TBH, I don't think it's really about the whole STEM v. Humanities thing that people make it all about. It's really about the cost of higher education across the board.


> I will say that in the STEM degrees people were far more curious than in the humanities.

That's surprising. I found that the humanities students (sans Communications) were far more intellectually curious. My friends in Philosophy, Classics, Economics^1, and Art were particularly great. Communications not so much.

Out of curiosity, did you attend a public "Tech"/"Mines and Ags" style university? At least in my state, that university was famous for churning out stereotypical engineer types and everything I heard from high school friends who attended sounded a lot like your assessment -- the STEM folks were incurious at best and huamanities was worse (because who would go to a Tech for a huamanities degree?)

--

^1: At the college where I did my undergraduate, the Economics degree was kind of non-standard and really was more of a humanities degree.


> One of the most disappointing aspects of American College life is how incurious everybody seemed to be.

I would love the opportunity to engage my curiosities, sadly school is expensive as shit and the only way it seems possible is to be wealth now or take a vow of poverty.


> I will say that in the STEM degrees people were far more curious than in the humanities.

I suspect this is a bias on your part.
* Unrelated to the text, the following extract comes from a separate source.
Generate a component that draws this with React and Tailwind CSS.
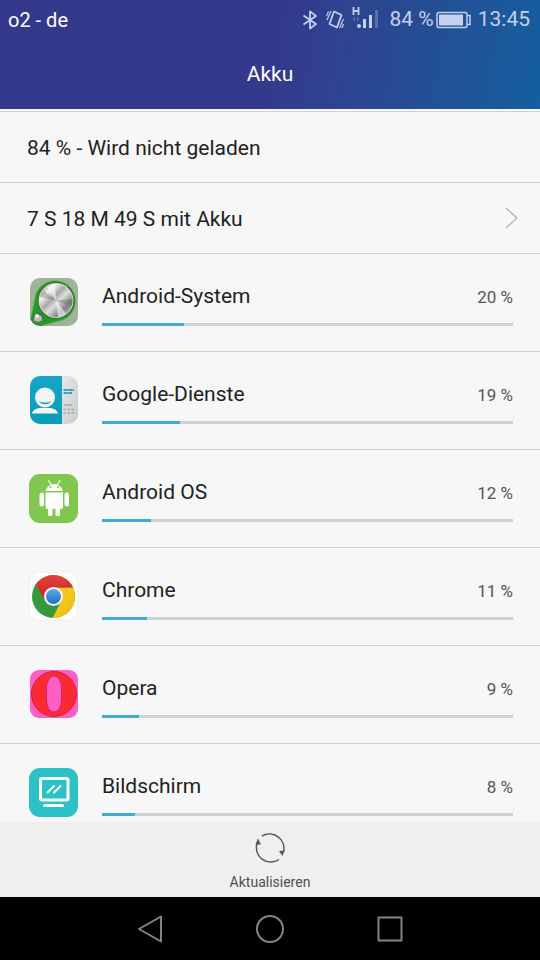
import { useId } from 'react';

const apps = [
  { name: 'Android-System', percent: 20, Icon: SystemIcon },
  { name: 'Google-Dienste', percent: 19, Icon: ContactsIcon },
  { name: 'Android OS', percent: 12, Icon: AndroidIcon },
  { name: 'Chrome', percent: 11, Icon: ChromeIcon },
  { name: 'Opera', percent: 9, Icon: OperaIcon },
  { name: 'Bildschirm', percent: 8, Icon: ScreenIcon },
];

function SystemIcon() {
  return (
    <svg viewBox="0 0 49 49" className="size-full" aria-hidden="true">
      <defs>
        <clipPath id="sysClip">
          <rect x="1" width="48" height="48" rx="10" />
        </clipPath>
        <linearGradient id="sysMetal" x1="0" y1="0" x2="1" y2="1">
          <stop offset="0" stopColor="#8d8d8d" />
          <stop offset="0.25" stopColor="#f2f2f2" />
          <stop offset="0.42" stopColor="#a9a9a9" />
          <stop offset="0.55" stopColor="#dedede" />
          <stop offset="0.75" stopColor="#848484" />
          <stop offset="1" stopColor="#c9c9c9" />
        </linearGradient>
      </defs>
      <g clipPath="url(#sysClip)">
        <rect width="49" height="49" fill="#a0b399" />
        <path d="M2 38 L6.500 17 A20.500 20.500 0 1 1 34 42 L14 47.500 A8 8 0 0 1 2 38Z" fill="#239c25" stroke="#6fb368" />
        <circle cx="27" cy="22.500" r="18.500" fill="#2c6b2b" />
        <circle cx="27" cy="22.500" r="17.500" fill="#d4d4d4" />
        <circle cx="27" cy="22.500" r="16.500" fill="url(#sysMetal)" />
        <path d="M27 22.500 L18 8.500 A16.500 16.500 0 0 1 26 6Z M27 22.500 L37 35.500 A16.500 16.500 0 0 1 29 39Z" fill="#fff" opacity="0.55" />
        <path d="M27 22.500 L11 19 A16.500 16.500 0 0 1 14.500 12Z M27 22.500 L42.500 28.500 A16.500 16.500 0 0 0 43.500 21Z" fill="#555" opacity="0.3" />
        <circle cx="9" cy="40" r="5.500" fill="#5b665b" />
        <circle cx="9" cy="41" r="4" fill="#b9bcb9" />
        <circle cx="8" cy="38" r="2" fill="#f1f1f1" />
        <path d="M6 43 A4 4 0 0 0 12 43" stroke="#3c463c" fill="none" />
      </g>
    </svg>
  );
}

function ContactsIcon() {
  return (
    <svg viewBox="0 0 49 49" className="size-full" aria-hidden="true">
      <defs>
        <clipPath id="contactsClip">
          <rect x="1" width="48" height="48" rx="10" />
        </clipPath>
        <linearGradient id="contactsBlue" x1="0" y1="0" x2="0" y2="1">
          <stop offset="0" stopColor="#16a4c8" />
          <stop offset="1" stopColor="#099cb6" />
        </linearGradient>
        <linearGradient id="contactsGrey" x1="0" y1="0" x2="1" y2="1">
          <stop offset="0" stopColor="#e6e8e8" />
          <stop offset="1" stopColor="#c9cbcb" />
        </linearGradient>
      </defs>
      <g clipPath="url(#contactsClip)">
        <rect width="33" height="49" fill="url(#contactsBlue)" />
        <rect x="33" width="16" height="49" fill="url(#contactsGrey)" />
        <circle cx="16" cy="21.500" r="10" fill="#f3f5f5" />
        <path d="M9.500 25 C13 27 19 27 22.500 25 A7 5 0 0 1 9.500 25Z" fill="#0b9cc0" />
        <path d="M3 37.500 C4 33.500 8 32 12 32 H20 C24 32 28 33.500 29 37.500Z" fill="#f3f5f5" />
        <path d="M34.500 14 H45 M34.500 17 H43" stroke="#3b9fc0" strokeWidth="2" strokeDasharray="4 .5" />
        <path d="M34.500 29 H43.500" stroke="#a2a7a7" strokeWidth="1.500" />
        <path d="M34.500 33.500 H45 M34.500 37 H45" stroke="#a2a7a7" strokeWidth="1.500" strokeDasharray="2.500 1.500" />
      </g>
    </svg>
  );
}

function AndroidIcon() {
  return (
    <svg viewBox="0 0 49 49" className="size-full" aria-hidden="true">
      <rect width="49" height="49" rx="11" fill="#80c750" />
      <g fill="#fff">
        <path d="M16.500 17 A9 9 0 0 1 34 17Z" />
        <path d="M16.500 18.500 H34 V33 A2 2 0 0 1 32 35 H18.500 A2 2 0 0 1 16.500 33Z" />
        <rect x="10.500" y="18.500" width="4.500" height="14" rx="2.250" />
        <rect x="35.500" y="18.500" width="4.500" height="14" rx="2.250" />
        <rect x="19" y="30" width="4.500" height="12" rx="1.500" />
        <rect x="26.500" y="30" width="4.500" height="12" rx="1.500" />
      </g>
      <path d="M19.500 6.500 L22 10.500 M31 6.500 L28.500 10.500" stroke="#fff" strokeWidth="1.200" strokeLinecap="round" />
      <circle cx="21.500" cy="13" r="1" fill="#80c750" />
      <circle cx="29" cy="13" r="1" fill="#80c750" />
    </svg>
  );
}

function ChromeIcon() {
  return (
    <svg viewBox="0 0 49 49" className="size-full" aria-hidden="true">
      <defs>
        <clipPath id="chromeClip">
          <circle cx="24.500" cy="24.500" r="21.500" />
        </clipPath>
        <linearGradient id="chromeRed" x1="0" y1="0" x2="0" y2="1">
          <stop offset="0" stopColor="#e5483f" />
          <stop offset="1" stopColor="#c81f22" />
        </linearGradient>
        <linearGradient id="chromeYellow" x1="0" y1="0" x2="1" y2="1">
          <stop offset="0" stopColor="#f6d02c" />
          <stop offset="1" stopColor="#f0b90c" />
        </linearGradient>
        <linearGradient id="chromeBlue" x1="0" y1="0" x2="0" y2="1">
          <stop offset="0" stopColor="#62a6e6" />
          <stop offset="1" stopColor="#2271c4" />
        </linearGradient>
      </defs>
      <rect x="0.500" y="0.500" width="48" height="48" rx="10" fill="#fff" stroke="#f0f0f0" />
      <g clipPath="url(#chromeClip)">
        <rect width="49" height="49" fill="#36983c" />
        <path d="M24.500 15.500 H49 V49 H22 L32.300 29Z" fill="url(#chromeYellow)" />
        <path d="M0 0 H49 V15.500 H24.500 L16.700 29 L6 12Z" fill="url(#chromeRed)" />
      </g>
      <circle cx="24.500" cy="24.500" r="9.500" fill="#f2f4f5" />
      <circle cx="24.500" cy="24.500" r="7.500" fill="url(#chromeBlue)" />
    </svg>
  );
}

function OperaIcon() {
  return (
    <svg viewBox="0 0 49 49" className="size-full" aria-hidden="true">
      <rect x="1" width="48" height="48" rx="9" fill="#ff5fc4" />
      <circle cx="25" cy="24" r="22.500" fill="#fb2a32" stroke="#c22452" />
      <rect x="17.500" y="6" width="15" height="36" rx="7.500" ry="12" fill="#ff5fc4" stroke="#d3266a" />
    </svg>
  );
}

function ScreenIcon() {
  return (
    <svg viewBox="0 0 49 49" className="size-full" aria-hidden="true">
      <rect width="49" height="49" rx="11" fill="#2cc1c6" />
      <g fill="none" stroke="#fff" strokeLinecap="round">
        <rect x="11.500" y="10.500" width="27.500" height="21.500" rx="1.500" strokeWidth="3" />
        <path d="M15.500 37.500 H33.500" strokeWidth="3" />
        <path d="M18.500 24.500 L25 18 M25 24.500 L31.500 18" strokeWidth="2" />
      </g>
    </svg>
  );
}

function StatusBar() {
  return (
    <div className="flex h-10 items-center justify-between pr-2.5 pl-2">
      <span className="text-xl text-white">o2 - de</span>
      <div className="flex items-center text-[21px] text-[#c3d0ee]">
        <svg viewBox="0 0 16 20" className="mr-2 h-5 w-4" fill="none" stroke="currentColor" strokeWidth="1.800" aria-label="Bluetooth">
          <path d="M1.500 5.500 L14 14 L8 18.500 V1.500 L14 6 L1.500 14.500" strokeLinejoin="round" />
        </svg>
        <svg viewBox="0 0 18 20" className="mr-2 h-5 w-[18px]" fill="none" stroke="currentColor" aria-label="Vibration">
          <path d="M8 1.500 L15.500 5 L11 17.500 L3.500 14Z" strokeWidth="1.800" strokeLinejoin="round" />
          <path d="M5 1 L1 10 M2.500 1.500 L0.500 6 M17.500 9 L13.500 18 M17.500 14 L16 18" strokeWidth="1.200" />
        </svg>
        <svg viewBox="0 0 28 24" className="mr-2.5 mb-1 h-6 w-7" aria-label="Signal">
          <path d="M1.500 1 V9 M6.500 1 V9 M1.500 5 H6.500" stroke="currentColor" strokeWidth="1.800" />
          <path d="M3 10 L0.500 13 L3 16Z M5 10 L7.500 13 L5 16Z" fill="currentColor" opacity="0.3" />
          <circle cx="7" cy="20" r="2" fill="currentColor" />
          <rect x="11" y="13" width="3" height="9" fill="currentColor" />
          <rect x="17" y="9" width="3" height="13" fill="currentColor" />
          <rect x="23" y="4" width="3" height="18" fill="currentColor" opacity="0.3" />
        </svg>
        <span>84 %</span>
        <svg viewBox="0 0 36 18" className="mr-1.5 ml-0.5 h-[18px] w-9" aria-label="Akku 84 %">
          <rect x="1" y="1.500" width="30" height="15" rx="2" fill="none" stroke="currentColor" strokeWidth="1.500" />
          <rect x="3" y="3.500" width="24" height="11" fill="currentColor" />
          <path d="M31.500 4.500 H34 V13.500 H31.500" fill="none" stroke="currentColor" strokeWidth="1.500" />
        </svg>
        <span>13:45</span>
      </div>
    </div>
  );
}

function AppRow({ name, percent, Icon }) {
  const id = useId();

  return (
    <li className="flex h-[98px] items-center border-t border-[#cfd0d0] pr-[27px] pl-[29px]">
      <div className="mr-6 size-[49px] shrink-0">
        <Icon />
      </div>
      <div className="flex-1 pt-px">
        <div className="flex h-8 items-baseline justify-between">
          <span id={id} className="text-[21px] leading-8 text-[#222]">{name}</span>
          <span className="text-[17px] text-[#555]">{percent} %</span>
        </div>
        <div
          role="progressbar"
          aria-labelledby={id}
          aria-valuenow={percent}
          aria-valuemin={0}
          aria-valuemax={100}
          className="mt-[11px] h-[3px] bg-[#cbd5d6]"
        >
          <div className="h-full bg-[#42abd4]" style={{ width: `${percent}%` }} />
        </div>
      </div>
    </li>
  );
}

export default function App() {
  return (
    <div className="flex h-screen flex-col bg-[#f7f7f7] font-[Roboto,sans-serif]">
      <header className="shrink-0 bg-linear-100 from-[#34398b] from-50% via-[#225095] via-80% to-[#135f9f]">
        <StatusBar />
        <h1 className="h-[69px] pt-[18px] text-center text-[21px] leading-8 text-white">Akku</h1>
      </header>

      <main className="min-h-0 flex-1 overflow-y-auto pt-0.5 [scrollbar-width:none]">
        <div className="flex h-[71px] items-center border-t border-[#cfd0d0] px-[27px] pt-1 text-[21px] text-[#222]">
          84 % - Wird nicht geladen
        </div>
        <button
          type="button"
          className="flex h-[71px] w-full items-center justify-between border-t border-[#cfd0d0] pr-[22px] pl-[27px] text-[21px] text-[#222]"
        >
          <span className="pt-1">7 S 18 M 49 S mit Akku</span>
          <svg viewBox="0 0 13 22" className="h-[22px] w-[13px]" fill="none" stroke="#b3b3b3" strokeWidth="1.300" aria-hidden="true">
            <path d="M1 1 L12 11 L1 21" />
          </svg>
        </button>
        <ul>
          {apps.map((app) => (
            <AppRow key={app.name} {...app} />
          ))}
        </ul>
      </main>

      <div className="flex h-[75px] shrink-0 justify-center bg-[#efefef]">
        <button type="button" className="flex flex-col items-center px-4 pt-2.5 text-sm text-[#505050]">
          <svg viewBox="0 0 32 32" className="mb-2 size-8" fill="none" stroke="#555" strokeWidth="1.500" aria-hidden="true">
            <path d="M8 4 A14.500 14.500 0 0 1 29.500 20" />
            <path d="M25 27.500 A14.500 14.500 0 0 1 3 11" />
            <path d="M25 19 L30.500 18.500 L28.500 24Z M1.500 12.500 L4 6.500 L7 12.500Z" fill="#555" stroke="none" />
          </svg>
          Aktualisieren
        </button>
      </div>

      <nav className="flex h-[63px] shrink-0 items-center justify-center gap-[92px] bg-black text-[#858585]">
        <button type="button" aria-label="Zurück">
          <svg viewBox="0 0 28 28" className="size-7" fill="none" stroke="currentColor" strokeWidth="2" strokeLinejoin="round">
            <path d="M3 14 L25 1.500 V26.500Z" />
          </svg>
        </button>
        <button type="button" aria-label="Startseite">
          <svg viewBox="0 0 28 28" className="size-7" fill="none" stroke="currentColor" strokeWidth="2">
            <circle cx="14" cy="14" r="13" />
          </svg>
        </button>
        <button type="button" aria-label="Letzte Apps">
          <svg viewBox="0 0 28 28" className="size-7" fill="none" stroke="currentColor" strokeWidth="2" strokeLinejoin="round">
            <rect x="2.500" y="2.500" width="23" height="23" />
          </svg>
        </button>
      </nav>
    </div>
  );
}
It's certainly been my experience that people into the humanities are curious about different things than STEM types; some people have no inclination towards building things, or learning about quantum mechanics, or solving problems in complex analysis. But they might be able to talk your ear off about Edith Wharton or Nazi themes to be found in Heidegger's Being and Time.

At least where I went to school people studying the humanities were not appreciably less curious or more "here because I have to be" than engineers.